Using the material below, work out how many lines contain the word "this". Reply with the number and nothing more.

====================

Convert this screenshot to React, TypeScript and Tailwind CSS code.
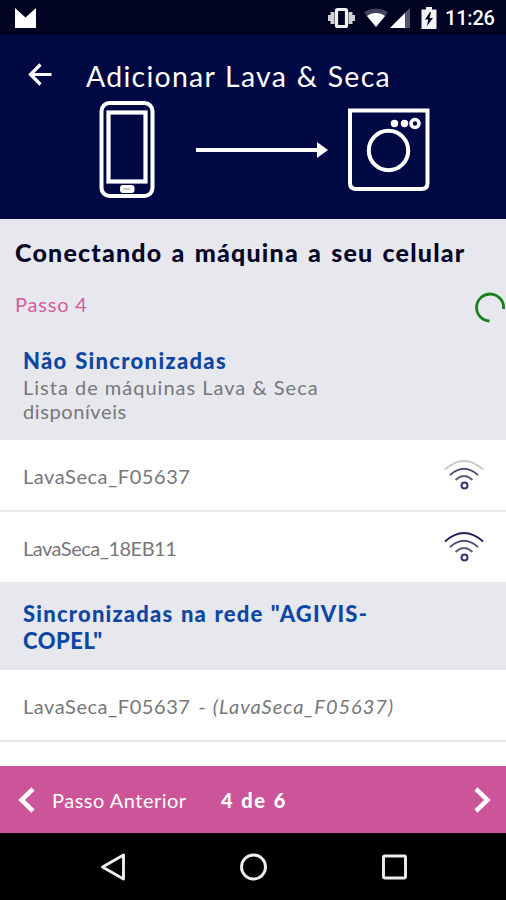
import type { ReactNode } from "react";

const unsynced = [
  { name: "LavaSeca_F05637", full: false, spacing: "tracking-[0.55px]" },
  { name: "LavaSeca_18EB11", full: true, spacing: "tracking-[-0.5px]" },
];

function StatusBar() {
  return (
    <div className="flex h-[35px] items-center bg-[#000322] pl-[15px] pr-[11px] text-white">
      <svg className="h-[22px] w-[21px]" viewBox="0 0 21 22" fill="#fff">
        <path d="M0 1 10.500 10.500 21 1V21H0z" />
      </svg>
      <svg className="ml-auto h-[22px] w-[27px]" viewBox="0 0 27 22" fill="#d0d0d6">
        <path d="M0 8h2.500v6H0zM2.500 5h4v12h-4zM20.500 5h4v12h-4zM24.500 8H27v6h-2.500z" />
        <rect x="8.500" y="2.500" width="10" height="17" rx="1" fill="none" stroke="#f0f0f2" strokeWidth="3.200" />
      </svg>
      <svg className="ml-[8px] h-[20px] w-[26px]" viewBox="0 0 26 20">
        <path d="M1 4.500C8-1 18-1 25 4.500L13 19z" fill="#40435d" />
        <path d="M4 8C9 4 17 4 22 8L13 19z" fill="#fff" />
      </svg>
      <svg className="ml-[1px] h-[20px] w-[20px]" viewBox="0 0 20 20">
        <path d="M20 0V20H0z" fill="#51546c" />
        <path d="M15 5V20H0z" fill="#fff" />
      </svg>
      <svg className="ml-[11px] h-[22px] w-[16px]" viewBox="0 0 16 22">
        <path d="M5 0h6v2.500h4.500V22H.5V2.500H5z" fill="#f2f2f2" />
        <path d="M9 5 4 12.500h3.300L6 19l6-8H8.500L10 5z" fill="#000322" />
      </svg>
      <span className="ml-[8px] w-[50px] whitespace-nowrap font-[Roboto] text-[20px] font-medium leading-none tracking-[-0.2px]">
        11:26
      </span>
    </div>
  );
}

function Header() {
  return (
    <header className="h-[184px] bg-[#000944] text-white">
      <div className="flex h-[66px] items-center pl-[28px] pt-[14px]">
        <svg className="h-[24px] w-[24px]" viewBox="0 0 24 24" fill="none" stroke="#fff" strokeWidth="3.200">
          <path d="M23.500 11.500H2.500M12.500 1.500 2.500 11.500l10 10" />
        </svg>
        <h1 className="ml-[34px] whitespace-nowrap pt-[1px] text-[28.500px] leading-[34px] tracking-[1.250px] [word-spacing:1px]">
          Adicionar Lava &amp; Seca
        </h1>
      </div>
      <div className="flex items-start pl-[99px]">
        <svg className="h-[97px] w-[56px]" viewBox="0 0 56 97" fill="none" stroke="#fff">
          <rect x="2.500" y="2" width="51" height="93" rx="8" strokeWidth="4" />
          <rect x="9.500" y="11.500" width="37" height="69" strokeWidth="4.200" />
          <rect x="21" y="84" width="14.500" height="8" rx="3" fill="#fff" stroke="none" />
          <path d="M24.500 88h7" stroke="#8b8fae" />
        </svg>
        <svg className="ml-[40px] mt-[40px] h-[18px] w-[133px]" viewBox="0 0 133 18">
          <path d="M1 9h122" stroke="#fff" strokeWidth="4.200" />
          <path d="M122 1v16l11-8z" fill="#fff" />
        </svg>
        <svg className="ml-[19px] mt-[7px] h-[84px] w-[83px]" viewBox="0 0 83 84" fill="none" stroke="#fff">
          <path d="M3 2.500H80.500V75q0 6-6 6H9q-6 0-6-6z" strokeWidth="4" />
          <circle cx="41.500" cy="42.500" r="19.700" strokeWidth="4" />
          <circle cx="47.500" cy="15.500" r="3.700" fill="#fff" stroke="none" />
          <circle cx="57.500" cy="15.500" r="3.700" fill="#fff" stroke="none" />
          <circle cx="68" cy="15.500" r="4" strokeWidth="3.600" />
        </svg>
      </div>
    </header>
  );
}

function SignalIcon({ full }: { full: boolean }) {
  return (
    <svg className="mb-[2px] h-[32px] w-[40px]" viewBox="0 0 40 32" fill="none" strokeWidth="1.800">
      <path d="M1 10.500Q20-6.500 39 10.500" stroke={full ? "#1d1d5c" : "#c8c8cc"} />
      <path d="M6 16Q20 3.500 34 16" stroke="#4b4b70" />
      <path d="M11.500 21Q20 13 28.500 21" stroke="#62627f" />
      <circle cx="20.500" cy="26.500" r="3" stroke="#34346e" strokeWidth="2" />
    </svg>
  );
}

function Row({ children }: { children: ReactNode }) {
  return (
    <div className="flex h-[72px] shrink-0 items-center justify-between border-b-2 border-[#e6e6ea] bg-white pl-[23px] pr-[22px] pt-[2px] text-[20px] text-[#77777a]">
      {children}
    </div>
  );
}

export default function App() {
  return (
    <div className="flex h-[900px] w-[506px] flex-col overflow-hidden bg-white font-[Lato,sans-serif]">
      <StatusBar />
      <Header />

      <section className="h-[221px] shrink-0 bg-[#e7e8ee] pt-[17px]">
        <h2 className="whitespace-nowrap pl-[15px] text-[25px] font-black leading-[32px] tracking-[1.200px] text-[#050527] [word-spacing:2px]">
          Conectando a máquina a seu celular
        </h2>
        <div className="mt-[20px] flex h-[36px] justify-between border-t border-[#e4e5eb] pl-[15px]">
          <span className="text-[20px] leading-[31px] tracking-[0.8px] text-[#d65b9b]">Passo 4</span>
          <svg className="mt-[3px] h-[32px] w-[32px]" viewBox="0 0 32 32" fill="none">
            <path d="M15.500 29A13.500 13.500 0 1 1 29.500 17" stroke="#16821f" strokeWidth="2.800" />
          </svg>
        </div>
        <div className="pl-[23px] pt-[23px]">
          <h3 className="text-[22px] font-black leading-[27px] tracking-[1.300px] text-[#0d47a1] [word-spacing:1px]">
            Não Sincronizadas
          </h3>
          <p className="w-[330px] pt-[1px] text-[20px] leading-[24px] tracking-[1px] text-[#77777a]">
            Lista de máquinas Lava &amp; Seca
            <br />
            <span className="tracking-[0.6px]">disponíveis</span>
          </p>
        </div>
      </section>

      {unsynced.map((m) => (
        <Row key={m.name}>
          <span className={m.spacing}>{m.name}</span>
          <SignalIcon full={m.full} />
        </Row>
      ))}

      <section className="h-[86px] shrink-0 bg-[#e7e8ee] pl-[23px] pt-[16px]">
        <h3 className="text-[22px] font-black leading-[27px] text-[#0d47a1]">
          <span className="tracking-[1.200px] [word-spacing:1px]">Sincronizadas na rede "AGIVIS-</span>
          <br />
          <span className="tracking-[0.5px]">COPEL"</span>
        </h3>
      </section>
      <Row>
        <span className="whitespace-nowrap tracking-[0.55px]">
          LavaSeca_F05637 <span className="pl-[2px] pr-[1px]">-</span>{" "}
          <em className="tracking-[1px]">(LavaSeca_F05637)</em>
        </span>
      </Row>

      <footer className="mt-auto flex h-[67px] items-center bg-[#cc5499] pl-[18px] pr-[15px] text-[20px] text-white">
        <svg className="h-[26px] w-[17px]" viewBox="0 0 17 26" fill="none" stroke="#fff" strokeWidth="4.500">
          <path d="M15 2 3.500 13 15 24" />
        </svg>
        <span className="ml-[17px] w-[169px] pt-[1px] tracking-[0.5px]">Passo Anterior</span>
        <span className="pt-[1px] font-black tracking-[1.700px] [word-spacing:0.500px]">4 de 6</span>
        <svg className="ml-auto h-[26px] w-[17px]" viewBox="0 0 17 26" fill="none" stroke="#fff" strokeWidth="4.500">
          <path d="M2 2 13.500 13 2 24" />
        </svg>
      </footer>
      <nav className="flex h-[67px] shrink-0 items-center bg-black pl-[100px]">
        <svg className="h-[28px] w-[26px]" viewBox="0 0 26 28" fill="none" stroke="#eee" strokeWidth="2.900">
          <path d="M23.500 2v24L2.500 14z" strokeLinejoin="round" />
        </svg>
        <svg className="ml-[113px] h-[28px] w-[28px]" viewBox="0 0 28 28" fill="none" stroke="#eee" strokeWidth="2.900">
          <circle cx="14.500" cy="14" r="12" />
        </svg>
        <svg className="ml-[115px] h-[26px] w-[26px]" viewBox="0 0 26 26" fill="none" stroke="#eee" strokeWidth="2.900">
          <rect x="1.500" y="2" width="22" height="22" rx="1" />
        </svg>
      </nav>
    </div>
  );
}
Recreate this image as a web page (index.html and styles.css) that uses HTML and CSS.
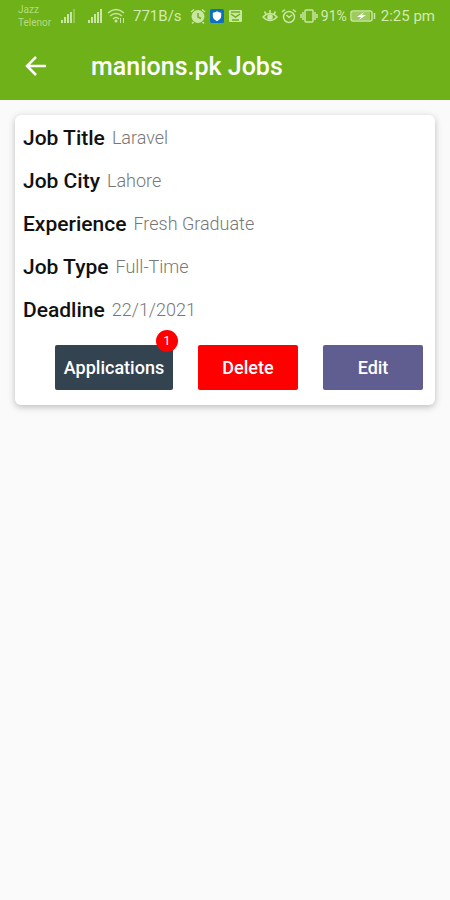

====================

_Task result_:
2